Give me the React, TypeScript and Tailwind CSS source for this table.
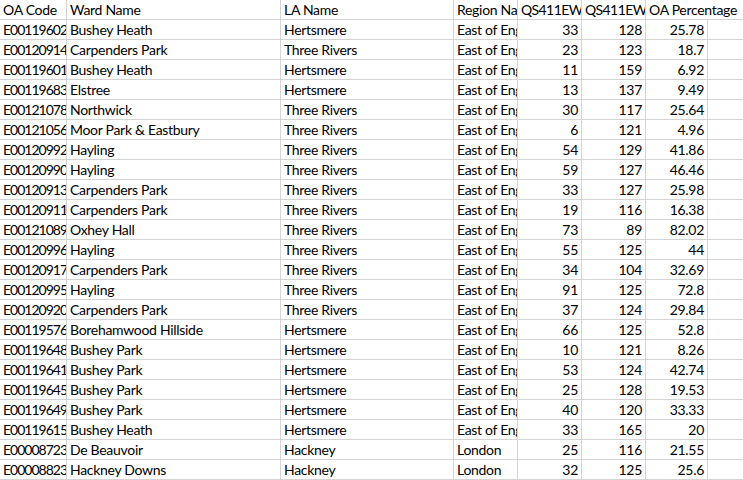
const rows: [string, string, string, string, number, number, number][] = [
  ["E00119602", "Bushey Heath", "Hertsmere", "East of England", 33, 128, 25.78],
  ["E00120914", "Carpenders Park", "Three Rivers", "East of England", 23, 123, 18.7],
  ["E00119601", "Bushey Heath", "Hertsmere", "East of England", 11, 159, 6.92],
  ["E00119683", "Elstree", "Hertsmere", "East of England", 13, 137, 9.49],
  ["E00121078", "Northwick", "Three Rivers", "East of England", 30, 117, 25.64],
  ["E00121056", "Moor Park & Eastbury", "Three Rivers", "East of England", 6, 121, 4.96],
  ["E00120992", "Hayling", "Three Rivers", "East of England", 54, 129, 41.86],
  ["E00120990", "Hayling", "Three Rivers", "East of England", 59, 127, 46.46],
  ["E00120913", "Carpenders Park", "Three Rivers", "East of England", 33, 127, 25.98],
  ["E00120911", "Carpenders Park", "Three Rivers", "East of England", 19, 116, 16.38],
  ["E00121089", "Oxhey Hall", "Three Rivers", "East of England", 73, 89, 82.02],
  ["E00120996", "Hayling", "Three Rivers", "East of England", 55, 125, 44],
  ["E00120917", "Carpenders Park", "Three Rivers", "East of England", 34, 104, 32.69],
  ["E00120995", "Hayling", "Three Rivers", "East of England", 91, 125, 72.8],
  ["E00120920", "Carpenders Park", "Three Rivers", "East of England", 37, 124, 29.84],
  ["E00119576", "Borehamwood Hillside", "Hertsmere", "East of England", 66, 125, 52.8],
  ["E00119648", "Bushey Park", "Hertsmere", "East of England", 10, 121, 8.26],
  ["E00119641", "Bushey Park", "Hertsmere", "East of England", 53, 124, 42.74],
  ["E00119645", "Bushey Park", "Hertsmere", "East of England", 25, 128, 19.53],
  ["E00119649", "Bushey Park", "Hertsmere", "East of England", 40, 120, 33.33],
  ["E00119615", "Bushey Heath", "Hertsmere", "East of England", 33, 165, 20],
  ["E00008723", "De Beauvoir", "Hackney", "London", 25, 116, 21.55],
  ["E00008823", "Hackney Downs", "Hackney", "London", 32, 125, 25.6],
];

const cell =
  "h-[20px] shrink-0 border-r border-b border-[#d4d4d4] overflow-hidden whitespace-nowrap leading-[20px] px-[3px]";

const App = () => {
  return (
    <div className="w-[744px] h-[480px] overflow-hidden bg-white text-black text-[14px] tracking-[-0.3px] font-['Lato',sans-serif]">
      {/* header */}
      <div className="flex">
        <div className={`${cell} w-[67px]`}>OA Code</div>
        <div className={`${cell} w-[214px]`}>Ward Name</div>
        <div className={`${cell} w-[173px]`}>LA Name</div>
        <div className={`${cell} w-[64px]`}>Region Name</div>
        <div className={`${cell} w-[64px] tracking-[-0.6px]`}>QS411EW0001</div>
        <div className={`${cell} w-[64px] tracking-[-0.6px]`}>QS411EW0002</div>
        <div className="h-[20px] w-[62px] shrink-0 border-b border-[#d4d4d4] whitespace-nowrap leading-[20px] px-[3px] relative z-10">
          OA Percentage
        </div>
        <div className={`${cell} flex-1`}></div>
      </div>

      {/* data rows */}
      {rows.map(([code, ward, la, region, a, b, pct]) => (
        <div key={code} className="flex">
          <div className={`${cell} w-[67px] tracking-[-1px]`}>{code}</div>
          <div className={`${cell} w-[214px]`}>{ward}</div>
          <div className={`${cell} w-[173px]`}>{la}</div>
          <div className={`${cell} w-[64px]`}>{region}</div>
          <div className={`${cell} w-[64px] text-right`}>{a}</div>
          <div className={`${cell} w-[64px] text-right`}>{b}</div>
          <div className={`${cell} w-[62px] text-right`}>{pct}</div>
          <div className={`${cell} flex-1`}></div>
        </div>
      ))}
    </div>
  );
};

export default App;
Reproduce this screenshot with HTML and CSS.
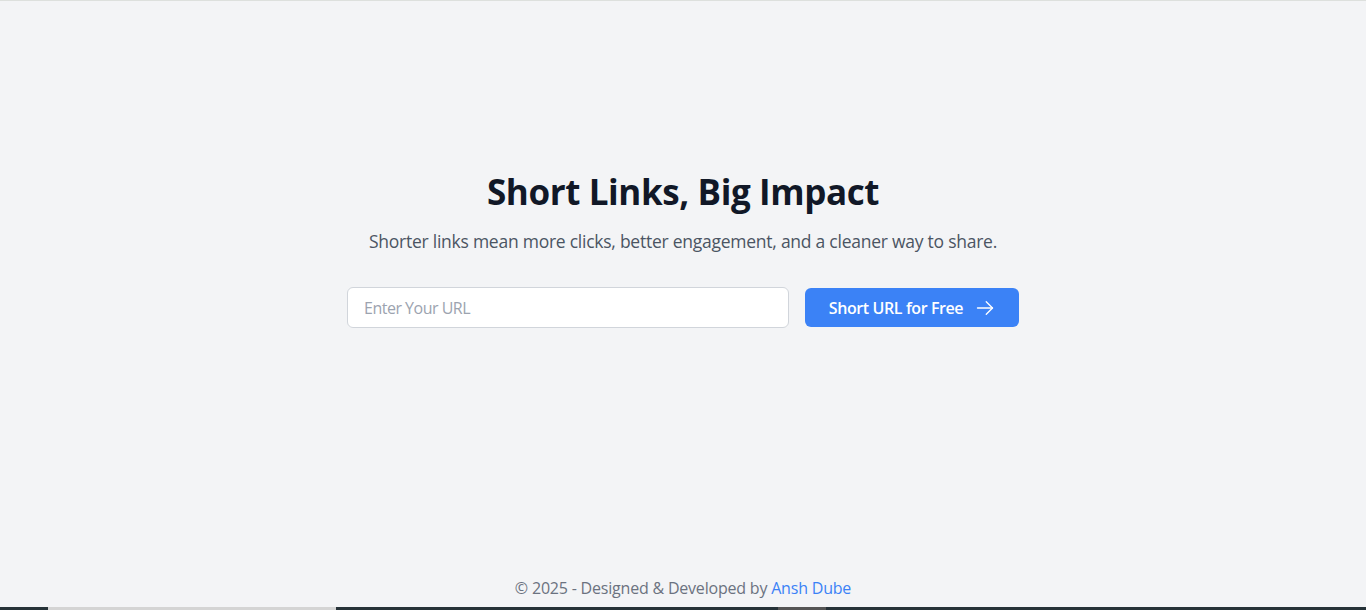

- SET PROBLEM:
Do not include the images; transcribe the rest of the listing exactly.

- OUTPUT FOR THIS TASK:
Give me the React, TypeScript and Tailwind CSS source for this table.
const rows: [string, string, string, string, number, number, number][] = [
  ["E00119602", "Bushey Heath", "Hertsmere", "East of England", 33, 128, 25.78],
  ["E00120914", "Carpenders Park", "Three Rivers", "East of England", 23, 123, 18.7],
  ["E00119601", "Bushey Heath", "Hertsmere", "East of England", 11, 159, 6.92],
  ["E00119683", "Elstree", "Hertsmere", "East of England", 13, 137, 9.49],
  ["E00121078", "Northwick", "Three Rivers", "East of England", 30, 117, 25.64],
  ["E00121056", "Moor Park & Eastbury", "Three Rivers", "East of England", 6, 121, 4.96],
  ["E00120992", "Hayling", "Three Rivers", "East of England", 54, 129, 41.86],
  ["E00120990", "Hayling", "Three Rivers", "East of England", 59, 127, 46.46],
  ["E00120913", "Carpenders Park", "Three Rivers", "East of England", 33, 127, 25.98],
  ["E00120911", "Carpenders Park", "Three Rivers", "East of England", 19, 116, 16.38],
  ["E00121089", "Oxhey Hall", "Three Rivers", "East of England", 73, 89, 82.02],
  ["E00120996", "Hayling", "Three Rivers", "East of England", 55, 125, 44],
  ["E00120917", "Carpenders Park", "Three Rivers", "East of England", 34, 104, 32.69],
  ["E00120995", "Hayling", "Three Rivers", "East of England", 91, 125, 72.8],
  ["E00120920", "Carpenders Park", "Three Rivers", "East of England", 37, 124, 29.84],
  ["E00119576", "Borehamwood Hillside", "Hertsmere", "East of England", 66, 125, 52.8],
  ["E00119648", "Bushey Park", "Hertsmere", "East of England", 10, 121, 8.26],
  ["E00119641", "Bushey Park", "Hertsmere", "East of England", 53, 124, 42.74],
  ["E00119645", "Bushey Park", "Hertsmere", "East of England", 25, 128, 19.53],
  ["E00119649", "Bushey Park", "Hertsmere", "East of England", 40, 120, 33.33],
  ["E00119615", "Bushey Heath", "Hertsmere", "East of England", 33, 165, 20],
  ["E00008723", "De Beauvoir", "Hackney", "London", 25, 116, 21.55],
  ["E00008823", "Hackney Downs", "Hackney", "London", 32, 125, 25.6],
];

const cell =
  "h-[20px] shrink-0 border-r border-b border-[#d4d4d4] overflow-hidden whitespace-nowrap leading-[20px] px-[3px]";

const App = () => {
  return (
    <div className="w-[744px] h-[480px] overflow-hidden bg-white text-black text-[14px] tracking-[-0.3px] font-['Lato',sans-serif]">
      {/* header */}
      <div className="flex">
        <div className={`${cell} w-[67px]`}>OA Code</div>
        <div className={`${cell} w-[214px]`}>Ward Name</div>
        <div className={`${cell} w-[173px]`}>LA Name</div>
        <div className={`${cell} w-[64px]`}>Region Name</div>
        <div className={`${cell} w-[64px] tracking-[-0.6px]`}>QS411EW0001</div>
        <div className={`${cell} w-[64px] tracking-[-0.6px]`}>QS411EW0002</div>
        <div className="h-[20px] w-[62px] shrink-0 border-b border-[#d4d4d4] whitespace-nowrap leading-[20px] px-[3px] relative z-10">
          OA Percentage
        </div>
        <div className={`${cell} flex-1`}></div>
      </div>

      {/* data rows */}
      {rows.map(([code, ward, la, region, a, b, pct]) => (
        <div key={code} className="flex">
          <div className={`${cell} w-[67px] tracking-[-1px]`}>{code}</div>
          <div className={`${cell} w-[214px]`}>{ward}</div>
          <div className={`${cell} w-[173px]`}>{la}</div>
          <div className={`${cell} w-[64px]`}>{region}</div>
          <div className={`${cell} w-[64px] text-right`}>{a}</div>
          <div className={`${cell} w-[64px] text-right`}>{b}</div>
          <div className={`${cell} w-[62px] text-right`}>{pct}</div>
          <div className={`${cell} flex-1`}></div>
        </div>
      ))}
    </div>
  );
};

export default App;
Reproduce this screenshot with HTML and CSS.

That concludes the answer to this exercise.